# Outer Banks, NC - Sirius Lee Adult Male



## gsdraven (Jul 8, 2009)

:wub: I'm putting him and the female there in non-urgent because I couldn't find if this shelter was a kill shelter or not but they were reaching out to rescues in PA for help.


























Petfinder description:
Sirius-Lee is a fun dog! He loves to play and wants everyones attention. He came to us because his last owner wasn't allowed to keep pets where he lives and could not find him a home any where else.
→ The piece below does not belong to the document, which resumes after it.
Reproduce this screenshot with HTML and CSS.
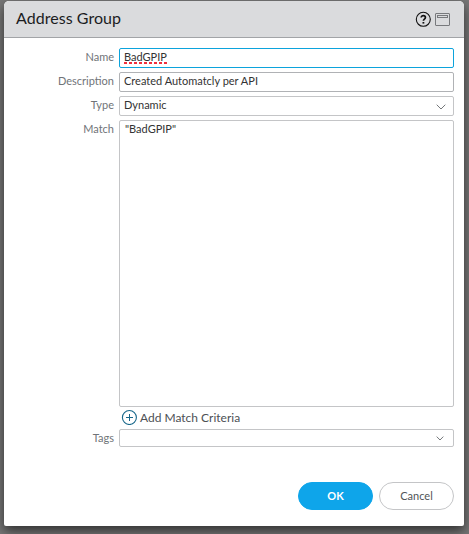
FILE: index.html
```
<!DOCTYPE html>
<html lang="en">
<head>
<meta charset="utf-8">
<title>Address Group</title>
<link rel="stylesheet" href="styles.css">
</head>
<body>
<section class="dialog">
  <header class="titlebar">
    <h1>Address Group</h1>
    <svg class="help" width="16" height="16" viewBox="0 0 16 16" fill="none" stroke="#111">
      <circle cx="8.3" cy="8.3" r="7" stroke-width="1.1"/>
      <path d="M6.2 6.5C6.2 3.9 10.4 4 10.4 6.5C10.4 8.1 8.4 8.1 8.4 9.8" stroke-width="1.7"/>
      <path d="M8.4 11V12.6" stroke-width="1.8"/>
    </svg>
    <svg class="window" width="15" height="13" viewBox="0 0 15 13" fill="none" stroke="#77797c">
      <rect x=".5" y=".5" width="14" height="12" rx=".5"/>
      <rect x="2.5" y="2.5" width="10" height="2"/>
    </svg>
  </header>
  <div class="form">
    <span class="label">Name</span>
    <div class="field focused"><span class="misspelled">BadGPIP</span></div>
    <span class="label">Description</span>
    <div class="field dark">Created Automatcly per API</div>
    <span class="label">Type</span>
    <div class="field select">Dynamic
      <svg width="10" height="6" viewBox="0 0 10 6" fill="none" stroke="#74777a"><path d="M.7.7L5 5L9.3.7"/></svg>
    </div>
    <span class="label">Match</span>
    <div class="field area">"BadGPIP"</div>
    <div class="add">
      <svg width="16" height="16" viewBox="0 0 16 16" fill="none" stroke="#17678a"><circle cx="8.4" cy="8.5" r="7" stroke-width="1.1"/><path d="M5 8.5H12M8.5 5V12"/></svg>
      <span>Add Match Criteria</span>
    </div>
    <span class="label">Tags</span>
    <div class="field tags">
      <svg width="8" height="5" viewBox="0 0 8 5" fill="none" stroke="#74777a"><path d="M.7.6L4 4L7.3.6"/></svg>
    </div>
  </div>
  <footer class="actions">
    <button class="ok">OK</button>
    <button class="cancel">Cancel</button>
  </footer>
</section>
</body>
</html>
```
FILE: styles.css
```
* { box-sizing: border-box; }
html, body { height: 100%; }
body {
  margin: 0;
  padding: 1px 5px 8px 4px;
  overflow: hidden;
  background: #777;
  font: 11px/16px Lato, "Liberation Sans", sans-serif;
  color: #333;
}
.dialog {
  height: 525px;
  display: flex;
  flex-direction: column;
  background: #fff;
  border-radius: 5px 5px 2px 2px;
  box-shadow: 0 5px 12px rgba(0, 0, 0, .6);
}
.titlebar {
  height: 37px;
  display: flex;
  align-items: center;
  padding: 0 14px 0 12px;
  background: #dadbdd;
  border-bottom: 1px solid #a2a4a7;
  border-radius: 5px 5px 0 0;
}
h1 {
  margin: 0 auto 0 0;
  padding-bottom: 2px;
  font-size: 16px;
  font-weight: 400;
  line-height: 20px;
  letter-spacing: .04px;
  color: #1c1d1f;
}
.help { margin-right: 4px; }
.form {
  display: grid;
  grid-template-columns: 110px 335px;
  column-gap: 5px;
  row-gap: 4px;
  grid-template-rows: 20px 20px 20px 287px 14px 18px;
  padding-top: 10px;
}
.label {
  padding-top: 1px;
  text-align: right;
  color: #707478;
}
.field {
  height: 100%;
  padding: 0 4px;
  border: 1px solid #c4c5c7;
  border-radius: 2px;
}
.dark { border-color: #b0b2b5; }
.focused { border-color: #0ca3dc; }
.misspelled {
  padding-bottom: 1px;
  background: repeating-linear-gradient(90deg, #f0303c 0 3px, #fff 3px 5px) 0 100% / 100% 2px no-repeat;
}
.select, .tags {
  display: flex;
  justify-content: space-between;
}
.select svg { margin-top: 7px; }
.select { padding-right: 7px; }
.tags { align-items: center; justify-content: flex-end; padding-right: 9px; }
.area { padding-left: 5px; }
.add {
  grid-column: 2;
  display: flex;
  align-items: center;
  gap: 3px;
  margin-top: -2px;
  padding-left: 2px;
  font-size: 12px;
  color: #4c5054;
}
.add span { padding-top: 2px; }
.actions {
  display: flex;
  justify-content: flex-end;
  gap: 6px;
  margin-top: 35px;
  padding-right: 10px;
}
button {
  width: 75px;
  height: 28px;
  padding: 0;
  border: 1px solid #c4c5c7;
  border-radius: 14px;
  background: #fff;
  font: 11px/18px Lato, "Liberation Sans", sans-serif;
  color: #505458;
}
.ok {
  border-color: #0ea5ea;
  background: #0ea5ea;
  color: #fff;
  font-weight: 700;
}
```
So , he is here with us making lots of friends at the shelter.Sirius is up to date on all of his shots, knows basic commands and is house trained! He does cry at bathtime, though.

From email to our rescue:
He is a male not neutered between 2 and 5 years old. Sirius is a beautiful dog who is a little shy. His owner was moving and could not take him so they gave him to a friend. The friends landlord would not allow him to keep the dog so he brought him here. He only had the dog for a month. We do not have any history on the dog. Since he has been here we have noticed he only sometimes likes other dogs. He has tested negative for heartworm and is up to date on all his shots. We do believe he is housebroken. 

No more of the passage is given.